(Washington) - United States Helsinki Commission Co-Chairman Rep. Christopher H. Smith (R-NJ) today expressed deep suspicion of the charge brought against one of Kazakhstan’s best known opposition journalists, Sergei Duvanov, whom Kazakh authorities on Monday accused of rape.
“Sergei Duvanov has gained a reputation as Kazakhstan’s journalistic conscience, who reports on human rights abuses and misdeeds by President Nursultan Nazarbaev's authoritarian regime at personal risk,” Smith said. “There are good reasons to suspect this charge is politically motivated. I fear this latest accusation represents the Nazarbaev regime’s desire to silence one of its leading critics.”
“On the very day Sergei Duvanov was detained, he was preparing to leave for Washington to deliver public addresses on the deteriorating situation in Kazakhstan,” Smith added. “He may be paying the price again for his candor. The Helsinki Commission and the international community will be following this case closely.”
Duvanov is the editor-in-chief of The Bulletin published by the Kazakhstan International Bureau for Human Rights and Rule of Law. Kazakh authorities accuse him of raping a 14-year-old girl who visited his dacha along with two neighbors. Duvanov told his lawyers that he was drugged by an unknown substance in tea he drank, lost consciousness and remembers only being awakened by the police.

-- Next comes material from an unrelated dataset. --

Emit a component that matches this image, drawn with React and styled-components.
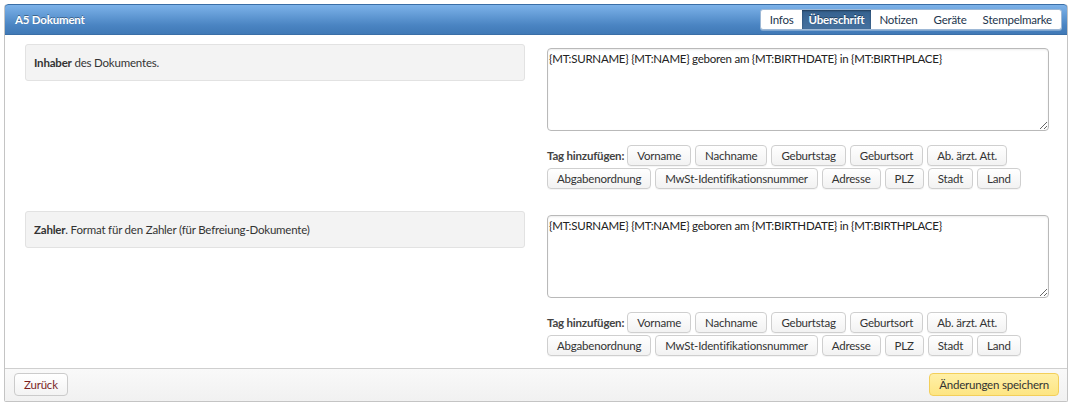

Duvanov was charged in July with “insulting the honor and dignity of the president” after publishing an article about the ongoing international investigation into corruption on the highest level in Kazakhstan. In August, he was attacked by three men in his apartment building who warned him not to continue writing muckraking articles or he would be “crippled.”
Kazakhstan’s record of media freedom began tumbling downhill in the mid-1990s, as President Nazarbaev consolidated his power, eliminated rivals and tightened his grip on all branches of power.
The New York-based Committee to Protect Journalists included Nazarbaev on its list of “Ten Worst Enemies of the Press” in May 2000. In the last year, the situation has deteriorated drastically. Opposition journalists have been assaulted and their newspapers attacked and fined. The daughter of opposition editor Lira Baseitova died in police custody in May. Another editor found a decapitated dog on her doorstep, with a warning to desist from writing articles critical of the regime.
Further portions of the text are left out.